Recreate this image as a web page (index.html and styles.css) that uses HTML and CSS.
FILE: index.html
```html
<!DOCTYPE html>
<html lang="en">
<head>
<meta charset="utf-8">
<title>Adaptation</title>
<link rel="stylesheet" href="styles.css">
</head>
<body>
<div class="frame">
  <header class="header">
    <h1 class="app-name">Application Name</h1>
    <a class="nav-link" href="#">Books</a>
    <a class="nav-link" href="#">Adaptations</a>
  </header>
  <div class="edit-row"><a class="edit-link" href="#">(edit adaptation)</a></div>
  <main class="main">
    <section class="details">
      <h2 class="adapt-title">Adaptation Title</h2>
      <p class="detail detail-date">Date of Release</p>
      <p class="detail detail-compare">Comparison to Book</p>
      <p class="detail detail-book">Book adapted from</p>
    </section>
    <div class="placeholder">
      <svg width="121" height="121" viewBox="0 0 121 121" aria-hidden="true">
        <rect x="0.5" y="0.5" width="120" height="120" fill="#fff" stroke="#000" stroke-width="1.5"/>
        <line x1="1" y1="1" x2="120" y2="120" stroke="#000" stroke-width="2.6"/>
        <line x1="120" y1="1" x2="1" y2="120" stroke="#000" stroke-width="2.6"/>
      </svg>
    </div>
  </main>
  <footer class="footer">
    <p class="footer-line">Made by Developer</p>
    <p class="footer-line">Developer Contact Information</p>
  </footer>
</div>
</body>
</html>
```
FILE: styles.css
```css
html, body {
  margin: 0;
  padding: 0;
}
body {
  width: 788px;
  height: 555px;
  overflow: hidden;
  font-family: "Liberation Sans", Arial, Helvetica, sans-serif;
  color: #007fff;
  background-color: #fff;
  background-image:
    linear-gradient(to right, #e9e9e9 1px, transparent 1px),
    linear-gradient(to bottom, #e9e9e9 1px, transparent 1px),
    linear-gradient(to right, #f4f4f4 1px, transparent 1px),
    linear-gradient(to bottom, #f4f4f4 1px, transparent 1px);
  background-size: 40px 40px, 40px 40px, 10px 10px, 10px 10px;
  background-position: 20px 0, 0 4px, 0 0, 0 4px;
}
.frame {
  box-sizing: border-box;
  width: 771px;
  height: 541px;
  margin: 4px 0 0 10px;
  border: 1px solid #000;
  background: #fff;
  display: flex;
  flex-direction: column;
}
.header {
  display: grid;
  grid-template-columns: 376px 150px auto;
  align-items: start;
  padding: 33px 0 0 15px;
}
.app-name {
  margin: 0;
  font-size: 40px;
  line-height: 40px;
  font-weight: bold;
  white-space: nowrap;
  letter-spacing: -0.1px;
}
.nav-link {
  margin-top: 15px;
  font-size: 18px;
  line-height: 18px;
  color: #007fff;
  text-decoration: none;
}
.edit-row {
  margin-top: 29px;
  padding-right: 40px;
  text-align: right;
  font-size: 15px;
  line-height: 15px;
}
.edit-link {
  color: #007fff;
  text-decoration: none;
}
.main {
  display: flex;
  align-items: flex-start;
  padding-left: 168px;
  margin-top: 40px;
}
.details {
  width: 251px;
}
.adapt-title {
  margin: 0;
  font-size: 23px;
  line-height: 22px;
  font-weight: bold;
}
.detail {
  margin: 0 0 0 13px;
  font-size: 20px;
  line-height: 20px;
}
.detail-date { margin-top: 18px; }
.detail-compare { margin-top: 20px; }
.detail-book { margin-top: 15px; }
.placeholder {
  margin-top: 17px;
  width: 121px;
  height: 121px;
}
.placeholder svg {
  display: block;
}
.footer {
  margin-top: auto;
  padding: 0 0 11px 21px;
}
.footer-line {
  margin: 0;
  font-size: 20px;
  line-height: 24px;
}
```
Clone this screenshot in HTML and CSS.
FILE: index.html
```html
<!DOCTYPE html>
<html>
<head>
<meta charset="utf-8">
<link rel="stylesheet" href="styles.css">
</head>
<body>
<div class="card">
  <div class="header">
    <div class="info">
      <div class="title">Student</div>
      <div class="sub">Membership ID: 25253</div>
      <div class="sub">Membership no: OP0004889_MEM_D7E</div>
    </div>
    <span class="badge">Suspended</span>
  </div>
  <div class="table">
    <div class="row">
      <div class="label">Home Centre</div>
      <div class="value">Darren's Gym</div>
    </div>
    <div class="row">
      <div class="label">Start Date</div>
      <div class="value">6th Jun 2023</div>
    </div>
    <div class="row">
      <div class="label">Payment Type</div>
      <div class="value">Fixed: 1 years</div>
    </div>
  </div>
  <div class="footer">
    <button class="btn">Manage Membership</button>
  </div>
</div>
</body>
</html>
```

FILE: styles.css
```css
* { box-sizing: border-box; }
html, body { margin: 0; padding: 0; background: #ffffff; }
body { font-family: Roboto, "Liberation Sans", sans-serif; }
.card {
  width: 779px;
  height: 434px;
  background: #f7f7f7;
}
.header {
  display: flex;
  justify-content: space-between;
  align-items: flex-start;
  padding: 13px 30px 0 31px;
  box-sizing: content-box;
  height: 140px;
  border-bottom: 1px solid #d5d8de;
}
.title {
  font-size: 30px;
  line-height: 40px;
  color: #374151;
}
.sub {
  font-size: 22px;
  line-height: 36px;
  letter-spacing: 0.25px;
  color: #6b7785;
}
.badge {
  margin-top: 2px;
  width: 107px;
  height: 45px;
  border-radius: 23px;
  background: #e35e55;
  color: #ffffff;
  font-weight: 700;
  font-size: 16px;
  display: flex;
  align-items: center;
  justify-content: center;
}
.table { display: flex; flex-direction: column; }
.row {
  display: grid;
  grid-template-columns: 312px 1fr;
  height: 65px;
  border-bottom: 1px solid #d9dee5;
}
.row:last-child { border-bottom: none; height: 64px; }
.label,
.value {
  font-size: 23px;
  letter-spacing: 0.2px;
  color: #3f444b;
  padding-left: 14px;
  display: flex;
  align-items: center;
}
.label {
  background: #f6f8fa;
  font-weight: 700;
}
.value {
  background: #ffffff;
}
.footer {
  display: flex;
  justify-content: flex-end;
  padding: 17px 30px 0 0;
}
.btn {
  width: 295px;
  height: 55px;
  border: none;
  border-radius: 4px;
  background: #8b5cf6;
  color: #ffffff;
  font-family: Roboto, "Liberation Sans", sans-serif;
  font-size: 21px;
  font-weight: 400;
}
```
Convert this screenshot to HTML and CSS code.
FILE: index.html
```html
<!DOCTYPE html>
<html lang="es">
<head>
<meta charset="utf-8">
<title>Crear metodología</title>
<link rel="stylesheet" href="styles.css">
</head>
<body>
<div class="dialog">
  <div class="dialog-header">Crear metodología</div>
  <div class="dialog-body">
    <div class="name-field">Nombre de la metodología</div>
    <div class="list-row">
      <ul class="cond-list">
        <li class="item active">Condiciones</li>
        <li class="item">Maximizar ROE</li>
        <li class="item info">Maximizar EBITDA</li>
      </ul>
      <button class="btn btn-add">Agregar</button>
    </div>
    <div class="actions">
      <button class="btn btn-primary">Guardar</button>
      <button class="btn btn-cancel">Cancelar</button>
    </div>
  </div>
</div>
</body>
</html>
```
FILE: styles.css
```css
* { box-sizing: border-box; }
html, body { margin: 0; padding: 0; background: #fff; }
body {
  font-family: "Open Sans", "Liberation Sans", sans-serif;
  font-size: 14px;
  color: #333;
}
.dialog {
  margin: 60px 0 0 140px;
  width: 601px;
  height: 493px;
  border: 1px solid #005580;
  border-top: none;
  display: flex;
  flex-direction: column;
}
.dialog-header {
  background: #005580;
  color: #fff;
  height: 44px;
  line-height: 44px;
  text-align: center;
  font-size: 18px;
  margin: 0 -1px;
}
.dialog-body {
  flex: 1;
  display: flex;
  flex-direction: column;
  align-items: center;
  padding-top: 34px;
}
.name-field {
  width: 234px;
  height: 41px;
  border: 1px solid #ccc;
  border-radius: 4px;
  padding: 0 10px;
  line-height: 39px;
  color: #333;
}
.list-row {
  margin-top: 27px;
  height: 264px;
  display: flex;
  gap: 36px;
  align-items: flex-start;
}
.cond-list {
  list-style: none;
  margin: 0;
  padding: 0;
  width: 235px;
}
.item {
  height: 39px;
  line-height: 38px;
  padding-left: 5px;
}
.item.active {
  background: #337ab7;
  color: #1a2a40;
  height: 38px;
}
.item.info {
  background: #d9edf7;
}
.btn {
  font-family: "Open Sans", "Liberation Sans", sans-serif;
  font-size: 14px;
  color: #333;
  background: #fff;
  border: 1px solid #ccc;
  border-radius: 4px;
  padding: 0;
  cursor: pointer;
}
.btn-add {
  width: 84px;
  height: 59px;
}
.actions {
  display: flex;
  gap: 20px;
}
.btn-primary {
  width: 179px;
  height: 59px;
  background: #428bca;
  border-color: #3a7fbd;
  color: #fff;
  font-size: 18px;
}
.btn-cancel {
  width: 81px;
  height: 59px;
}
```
□ □ □
■ AIM OF THE TASK: Search the records above for the string "screenshot". Copy every line that contains it.

■ WRITTEN ANSWER:
Clone this screenshot in HTML and CSS.
Convert this screenshot to HTML and CSS code.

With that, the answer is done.